Jonathan Franzen: Pureza

 


Es curioso que este libro de casi setecientas páginas tenga un final apresurado, un epílogo que se presenta más veloz y sencillo que el resto de la novela, ofreciendo la posibilidad de pensar que el autor llegó a un punto en que tenía que ponerle fin sin más demoras a la historia y cerrar cremalleras para que el vestido se mantuviera pegado al cuerpo. Quizá abordar tareas titánicas como escribir la gran novela americana canse demasiado, abrume o agote a quien imagina y quiere fraguarla. Y se presenta el momento en que cerrar el libro es volver a vivir, darlo a los lectores es como desprenderse de un dolor al que ya nada más que la mirada ajena convertirá en pieza sublime o en un tierno fracaso. El creador casi siempre está solo, aunque detrás tenga a una editorial o a un representante que lo apoyen y lo adulen. 
   En cualquier caso, será en otra ocasión, en otra oportunidad: Pureza no es la gran novela americana esperada. Y no lo es porque los valores que encierra son conservadores, conformistas, falsamente realistas aunque de una novela realista estemos hablando. Franzen es un gran escritor, pero Pureza no es una gran novela. Se cae por el lado de la ideología y se cae por el lado de la verosimilitud. Que alguien que renuncia al dinero durante más de treinta años acabe por aceptarlo en un pispás dialogal no es verosímil. Que alguien que se dedica a descubrir los secretos ajenos en beneficio del gran público lo haya construido todo mediante la mentira y el ocultamiento sin ser cínico no es verosímil. Que el periodismo siga siendo la vía para la verdad de las noticias en nuestro mundo por encima y negando a los francotiradores que no se deben a las empresas anunciantes ni a los inversores privados no es verosímil. Franzen no es un autor realista, sino un autor realista pasado de moda, anclado en unos prejuicios muy antiguos e inocentes para quienes tienen limpios los ojos y criterio propio en este nuestro siglo XXI. 

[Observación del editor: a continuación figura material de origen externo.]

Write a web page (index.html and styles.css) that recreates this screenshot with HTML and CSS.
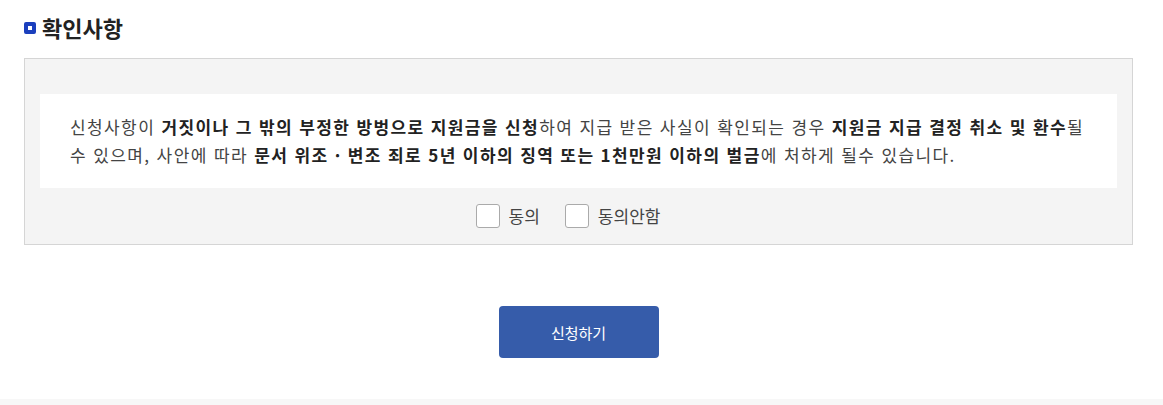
FILE: index.html
```html
<!DOCTYPE html>
<html lang="ko">
<head>
    <meta charset="UTF-8">
    <meta name="viewport" content="width=device-width, initial-scale=1.0">
    <title>확인사항</title>
    <link rel="stylesheet" href="styles.css">
</head>
<body>
    <div class="section">
        <h2 class="section-title"><span class="title-mark"></span>확인사항</h2>
        <div class="confirm-box">
            <p class="confirm-text">
                신청사항이 <b>거짓이나 그 밖의 부정한 방벙으로 지원금을 신청</b>하여 지급 받은 사실이 확인되는 경우 <b>지원금 지급 결정 취소 및 환수</b>될 수 있으며, 사안에 따라 <b>문서 위조 · 변조 죄로 5년 이하의 징역 또는 1천만원 이하의 벌금</b>에 처하게 될수 있습니다.
            </p>
            <div class="agree-row">
                <label class="agree-item"><input type="checkbox" name="agree"><span class="check"></span>동의</label>
                <label class="agree-item"><input type="checkbox" name="disagree"><span class="check"></span>동의안함</label>
            </div>
        </div>
        <div class="btn-area">
            <button type="button" class="btn-submit">신청하기</button>
        </div>
    </div>
    <div class="footer-band"></div>
</body>
</html>
```

FILE: styles.css
```css
body {
    margin: 0;
    font-family: "Noto Sans CJK KR", "Noto Sans", sans-serif;
    color: #333;
    background: #fff;
}

.section {
    padding: 13px 30px 0 24px;
}

.section-title {
    display: flex;
    align-items: center;
    gap: 6px;
    margin: 0 0 16px;
    font-size: 22px;
    font-weight: bold;
    line-height: 29px;
    color: #222;
}

.title-mark {
    width: 12px;
    height: 12px;
    box-sizing: border-box;
    border: 4px solid #1b3fbd;
    border-radius: 2px;
    background: #fff;
}

.confirm-box {
    background: #f4f4f4;
    border: 1px solid #d5d5d5;
    padding: 35px 15px 16px;
}

.confirm-text {
    margin: 0;
    background: #fff;
    padding: 19px 30px;
    font-size: 17px;
    line-height: 28px;
    letter-spacing: 1.4px;
    color: #444;
}

.confirm-text b {
    color: #222;
}

.agree-row {
    display: flex;
    justify-content: center;
    gap: 25px;
    margin-top: 16px;
    padding-right: 21px;
}

.agree-item {
    display: flex;
    align-items: center;
    gap: 9px;
    font-size: 17px;
    line-height: 24px;
    color: #444;
    cursor: pointer;
}

.agree-item input {
    display: none;
}

.check {
    width: 24px;
    height: 24px;
    box-sizing: border-box;
    border: 1px solid #aaa;
    border-radius: 3px;
    background: #fff;
}

.agree-item input:checked + .check {
    background: #365caa;
    border-color: #365caa;
}

.btn-area {
    display: flex;
    justify-content: center;
    padding: 61px 0 41px;
}

.btn-submit {
    width: 160px;
    height: 52px;
    border: 0;
    border-radius: 4px;
    background: #365caa;
    color: #fff;
    font-family: inherit;
    font-size: 15px;
    cursor: pointer;
}

.footer-band {
    height: 7px;
    background: #f7f7f7;
}
```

   La novela tiene enjundia y es de las que uno cree que hay que leer: ese viejo concepto. Sí, hay que leerla para saber en qué se equivoca Franzen en su análisis de lo que supone la aparición de internet y la irrupción de personas como Snowden, Assange y Wiki Leaks, a los que despacha con un desdén de realista sobrepasado por la realidad real -y no fácilmente plegable en figuras de cartón de ocho piezas -y no les concede la profundidad de análisis que la novela realista y psicológica prometía y conseguía. Hay que leerla para saber cómo no abordar la complejidad de personajes que a la postre son marionetas en manos de su autor y no tienen vida propia, pues están sometidos a un guión férreo e inamovible que olvida que un personaje nace, crece y a veces, por el bien de lo contado, escapa por donde menos se espera, dice lo impensado, exige independencia y se fortalece dialogando con el autor, que para entonces habrá dejado de ser un demiurgo. Hay que leerla para superar las limitaciones que algunos autores tienen sobre el concepto de la familia -tan esclerótico y epifánico- y su fuerza para el cambio, para la motivación y para algo así como la salvación personal desde una óptica abrumadoramente clásica y burguesa.
   Franzen invita a leer una novela realista y exigente y acaba por despeñarla por los lares de esos que cultivan la bonhomía, la superación personal, el sentimentalismo vendedor, vencedor y facilón que, disfrazado de oportuno optimismo, no es más que palabrería hueca y sentimientos enlatados. Sí, pagan los malvados, los que se aman se reencuentran y los que se amarán quizá sean capaces de enmendar los errores de los padres, dice Franzen, que se ha equivocado: de gran novela americana ha pasado a cultivar la novela cuasi de autoayuda. No: ninguno de los grandes maestros realistas habría aplaudido este despropósito que con grandes mimbres solo acierta a crear una cesta llena de agujeros. Otra vez será.